→ **Exercise**
The lines from the top of the material through the line with "const ACTIVE_TAB = 2;" are to be set down exactly. Leave the pictures out.

→ **Available data**
# # # #
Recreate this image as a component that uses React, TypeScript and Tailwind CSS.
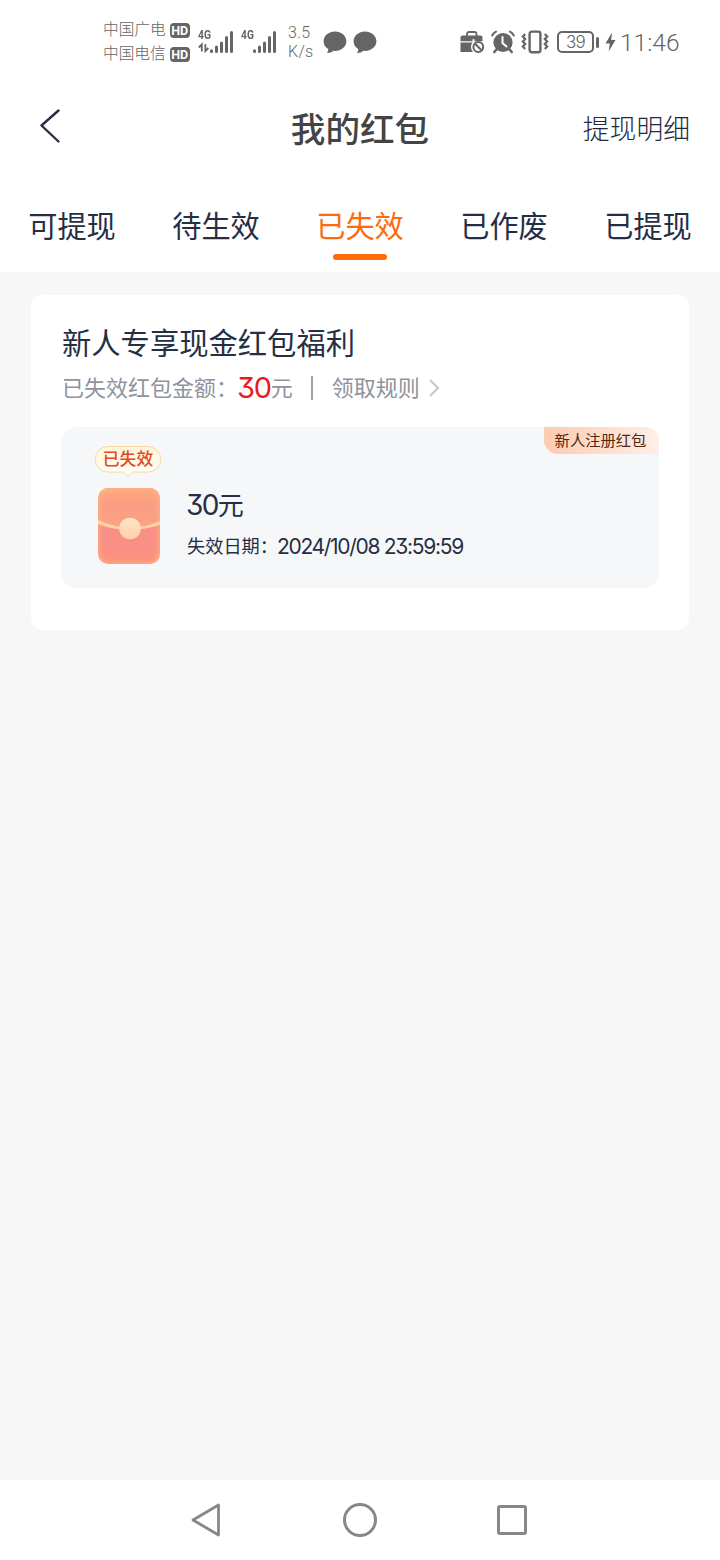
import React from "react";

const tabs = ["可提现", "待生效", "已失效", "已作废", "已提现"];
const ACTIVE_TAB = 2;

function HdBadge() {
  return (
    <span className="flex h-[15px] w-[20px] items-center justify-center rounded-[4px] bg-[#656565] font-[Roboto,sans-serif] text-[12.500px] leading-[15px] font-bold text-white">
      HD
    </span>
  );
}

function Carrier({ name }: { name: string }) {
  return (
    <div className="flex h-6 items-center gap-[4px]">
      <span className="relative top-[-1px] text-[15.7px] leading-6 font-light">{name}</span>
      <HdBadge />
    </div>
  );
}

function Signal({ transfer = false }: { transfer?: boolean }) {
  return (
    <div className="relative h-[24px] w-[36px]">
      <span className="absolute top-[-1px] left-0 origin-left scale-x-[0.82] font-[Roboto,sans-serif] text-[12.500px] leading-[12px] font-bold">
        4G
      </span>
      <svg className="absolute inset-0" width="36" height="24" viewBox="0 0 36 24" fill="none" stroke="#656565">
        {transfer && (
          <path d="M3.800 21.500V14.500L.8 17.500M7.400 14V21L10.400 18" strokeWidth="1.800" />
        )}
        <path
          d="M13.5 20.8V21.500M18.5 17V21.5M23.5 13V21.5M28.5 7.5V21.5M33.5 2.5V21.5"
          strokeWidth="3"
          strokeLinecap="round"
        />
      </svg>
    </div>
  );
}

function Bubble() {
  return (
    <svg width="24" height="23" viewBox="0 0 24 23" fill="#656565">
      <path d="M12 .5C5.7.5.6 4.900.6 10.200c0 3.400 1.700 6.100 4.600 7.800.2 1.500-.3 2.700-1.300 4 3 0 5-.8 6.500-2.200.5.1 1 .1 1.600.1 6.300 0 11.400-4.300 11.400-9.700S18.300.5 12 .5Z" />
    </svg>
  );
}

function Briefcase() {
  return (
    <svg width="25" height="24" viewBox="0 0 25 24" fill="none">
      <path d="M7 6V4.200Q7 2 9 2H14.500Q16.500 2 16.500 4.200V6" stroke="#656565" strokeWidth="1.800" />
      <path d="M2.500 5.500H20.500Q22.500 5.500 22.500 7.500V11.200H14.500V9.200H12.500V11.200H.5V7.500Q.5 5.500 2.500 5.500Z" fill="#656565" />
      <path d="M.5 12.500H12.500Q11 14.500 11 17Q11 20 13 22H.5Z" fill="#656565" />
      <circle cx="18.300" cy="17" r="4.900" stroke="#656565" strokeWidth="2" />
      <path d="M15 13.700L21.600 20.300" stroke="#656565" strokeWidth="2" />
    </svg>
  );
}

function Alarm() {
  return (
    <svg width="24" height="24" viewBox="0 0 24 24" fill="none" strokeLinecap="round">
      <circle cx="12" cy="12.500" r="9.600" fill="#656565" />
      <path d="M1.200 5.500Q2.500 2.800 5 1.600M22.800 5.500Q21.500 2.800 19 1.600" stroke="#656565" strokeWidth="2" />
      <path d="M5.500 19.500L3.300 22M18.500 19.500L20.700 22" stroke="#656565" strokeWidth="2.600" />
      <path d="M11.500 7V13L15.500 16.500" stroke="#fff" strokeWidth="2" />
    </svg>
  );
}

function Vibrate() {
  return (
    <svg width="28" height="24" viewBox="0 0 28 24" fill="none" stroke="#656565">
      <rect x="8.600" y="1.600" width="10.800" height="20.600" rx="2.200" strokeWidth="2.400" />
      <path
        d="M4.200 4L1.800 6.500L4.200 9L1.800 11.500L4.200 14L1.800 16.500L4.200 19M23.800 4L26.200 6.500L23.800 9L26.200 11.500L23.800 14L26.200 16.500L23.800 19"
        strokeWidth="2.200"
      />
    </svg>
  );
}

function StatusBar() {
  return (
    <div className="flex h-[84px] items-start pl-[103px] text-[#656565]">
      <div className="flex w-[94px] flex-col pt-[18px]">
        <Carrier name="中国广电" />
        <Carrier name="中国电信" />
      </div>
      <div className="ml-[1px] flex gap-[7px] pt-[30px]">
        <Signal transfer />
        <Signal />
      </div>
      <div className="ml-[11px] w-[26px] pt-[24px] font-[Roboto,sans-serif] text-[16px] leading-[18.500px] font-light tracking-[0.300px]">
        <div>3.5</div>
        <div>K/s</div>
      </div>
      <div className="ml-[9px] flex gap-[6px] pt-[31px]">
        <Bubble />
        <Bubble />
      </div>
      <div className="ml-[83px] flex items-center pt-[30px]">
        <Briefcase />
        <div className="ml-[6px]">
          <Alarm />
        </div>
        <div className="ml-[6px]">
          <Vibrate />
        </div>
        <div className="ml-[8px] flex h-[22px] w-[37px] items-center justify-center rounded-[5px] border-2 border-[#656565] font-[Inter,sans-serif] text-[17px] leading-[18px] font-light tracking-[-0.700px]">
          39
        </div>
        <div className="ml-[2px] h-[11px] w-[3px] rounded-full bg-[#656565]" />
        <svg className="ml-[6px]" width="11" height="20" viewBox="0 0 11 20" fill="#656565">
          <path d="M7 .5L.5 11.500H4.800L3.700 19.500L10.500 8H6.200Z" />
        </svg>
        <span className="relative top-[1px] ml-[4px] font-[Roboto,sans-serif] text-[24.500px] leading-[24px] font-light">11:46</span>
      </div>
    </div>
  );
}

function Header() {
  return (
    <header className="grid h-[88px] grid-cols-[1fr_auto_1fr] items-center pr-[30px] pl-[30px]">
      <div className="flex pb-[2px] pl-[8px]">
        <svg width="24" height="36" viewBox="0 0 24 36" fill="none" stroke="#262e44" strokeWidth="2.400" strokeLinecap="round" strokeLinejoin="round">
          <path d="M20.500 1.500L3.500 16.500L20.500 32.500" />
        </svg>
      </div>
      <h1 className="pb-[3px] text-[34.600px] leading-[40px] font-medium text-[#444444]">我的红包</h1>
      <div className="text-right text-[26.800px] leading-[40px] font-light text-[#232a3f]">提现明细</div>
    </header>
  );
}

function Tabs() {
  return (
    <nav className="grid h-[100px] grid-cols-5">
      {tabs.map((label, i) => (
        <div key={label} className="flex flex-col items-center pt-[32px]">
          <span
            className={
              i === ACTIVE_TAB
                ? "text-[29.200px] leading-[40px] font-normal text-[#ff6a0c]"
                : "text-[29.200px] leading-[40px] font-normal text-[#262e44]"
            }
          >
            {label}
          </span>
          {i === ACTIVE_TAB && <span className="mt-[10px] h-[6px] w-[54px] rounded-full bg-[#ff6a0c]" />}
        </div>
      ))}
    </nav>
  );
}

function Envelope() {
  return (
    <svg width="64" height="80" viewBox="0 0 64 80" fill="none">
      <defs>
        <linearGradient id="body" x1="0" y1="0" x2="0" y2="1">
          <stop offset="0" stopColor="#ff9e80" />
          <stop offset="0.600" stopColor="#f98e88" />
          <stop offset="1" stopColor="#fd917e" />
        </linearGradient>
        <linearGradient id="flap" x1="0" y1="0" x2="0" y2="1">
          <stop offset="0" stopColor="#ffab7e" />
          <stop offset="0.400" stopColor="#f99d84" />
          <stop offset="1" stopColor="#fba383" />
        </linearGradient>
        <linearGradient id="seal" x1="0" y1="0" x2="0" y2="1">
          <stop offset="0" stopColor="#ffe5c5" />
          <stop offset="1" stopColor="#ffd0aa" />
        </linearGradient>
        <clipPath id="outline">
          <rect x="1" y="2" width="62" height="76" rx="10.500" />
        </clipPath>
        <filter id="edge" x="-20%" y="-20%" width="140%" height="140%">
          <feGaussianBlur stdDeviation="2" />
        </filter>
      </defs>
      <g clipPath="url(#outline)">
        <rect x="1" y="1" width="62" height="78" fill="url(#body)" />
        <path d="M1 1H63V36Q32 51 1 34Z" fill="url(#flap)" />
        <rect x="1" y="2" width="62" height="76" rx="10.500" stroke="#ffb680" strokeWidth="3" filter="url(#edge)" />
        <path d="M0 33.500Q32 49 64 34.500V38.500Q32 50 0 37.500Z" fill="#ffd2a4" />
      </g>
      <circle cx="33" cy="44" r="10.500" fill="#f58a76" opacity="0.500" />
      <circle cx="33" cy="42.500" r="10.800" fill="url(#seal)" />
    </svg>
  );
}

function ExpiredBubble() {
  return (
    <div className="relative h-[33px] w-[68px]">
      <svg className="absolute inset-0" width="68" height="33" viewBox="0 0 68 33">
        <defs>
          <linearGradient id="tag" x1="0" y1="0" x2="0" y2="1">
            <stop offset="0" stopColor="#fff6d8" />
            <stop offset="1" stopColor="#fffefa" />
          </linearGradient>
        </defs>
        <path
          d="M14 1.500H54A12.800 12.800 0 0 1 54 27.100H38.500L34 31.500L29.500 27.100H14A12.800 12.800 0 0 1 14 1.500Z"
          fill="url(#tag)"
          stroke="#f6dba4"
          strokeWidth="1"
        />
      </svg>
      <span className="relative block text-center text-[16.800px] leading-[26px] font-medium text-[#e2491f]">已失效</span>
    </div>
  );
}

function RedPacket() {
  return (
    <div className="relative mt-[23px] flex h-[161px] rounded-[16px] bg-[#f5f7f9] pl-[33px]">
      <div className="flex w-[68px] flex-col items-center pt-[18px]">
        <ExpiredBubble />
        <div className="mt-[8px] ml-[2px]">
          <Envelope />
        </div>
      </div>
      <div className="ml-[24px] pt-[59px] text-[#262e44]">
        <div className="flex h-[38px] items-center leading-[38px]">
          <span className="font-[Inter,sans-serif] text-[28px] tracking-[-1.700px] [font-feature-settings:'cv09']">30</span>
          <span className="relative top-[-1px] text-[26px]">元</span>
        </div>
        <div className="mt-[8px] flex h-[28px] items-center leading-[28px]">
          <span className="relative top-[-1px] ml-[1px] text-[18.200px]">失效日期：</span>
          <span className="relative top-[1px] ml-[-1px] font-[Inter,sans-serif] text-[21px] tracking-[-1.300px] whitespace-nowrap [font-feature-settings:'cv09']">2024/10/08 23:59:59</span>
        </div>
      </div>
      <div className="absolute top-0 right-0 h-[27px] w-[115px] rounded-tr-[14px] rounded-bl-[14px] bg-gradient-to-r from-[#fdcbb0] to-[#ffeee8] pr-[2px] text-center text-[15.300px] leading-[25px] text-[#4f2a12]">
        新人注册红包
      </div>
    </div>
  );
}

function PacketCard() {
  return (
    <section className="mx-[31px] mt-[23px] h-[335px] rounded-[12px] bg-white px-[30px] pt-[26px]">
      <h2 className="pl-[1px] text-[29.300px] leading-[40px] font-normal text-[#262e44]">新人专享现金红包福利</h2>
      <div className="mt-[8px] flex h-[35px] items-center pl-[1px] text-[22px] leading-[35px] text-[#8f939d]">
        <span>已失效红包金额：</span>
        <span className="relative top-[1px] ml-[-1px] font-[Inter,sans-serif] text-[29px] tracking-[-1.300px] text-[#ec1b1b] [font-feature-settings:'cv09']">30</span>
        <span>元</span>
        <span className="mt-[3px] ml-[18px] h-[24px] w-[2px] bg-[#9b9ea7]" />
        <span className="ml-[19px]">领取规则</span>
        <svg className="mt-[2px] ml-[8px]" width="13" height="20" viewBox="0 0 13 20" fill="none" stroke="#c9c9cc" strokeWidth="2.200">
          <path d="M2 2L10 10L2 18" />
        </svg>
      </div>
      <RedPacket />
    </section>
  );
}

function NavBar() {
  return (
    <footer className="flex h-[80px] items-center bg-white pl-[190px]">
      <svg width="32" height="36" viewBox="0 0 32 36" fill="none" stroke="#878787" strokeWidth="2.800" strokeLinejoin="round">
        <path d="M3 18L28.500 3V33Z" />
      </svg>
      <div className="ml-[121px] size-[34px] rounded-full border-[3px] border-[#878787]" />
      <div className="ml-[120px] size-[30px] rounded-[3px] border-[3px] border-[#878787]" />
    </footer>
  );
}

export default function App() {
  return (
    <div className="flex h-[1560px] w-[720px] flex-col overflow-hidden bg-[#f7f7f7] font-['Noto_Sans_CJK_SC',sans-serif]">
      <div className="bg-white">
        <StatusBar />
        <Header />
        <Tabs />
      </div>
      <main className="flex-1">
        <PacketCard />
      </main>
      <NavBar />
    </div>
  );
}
# # # #
→ **Response for this exercise**
Recreate this image as a component that uses React, TypeScript and Tailwind CSS.
import React from "react";

const tabs = ["可提现", "待生效", "已失效", "已作废", "已提现"];
const ACTIVE_TAB = 2;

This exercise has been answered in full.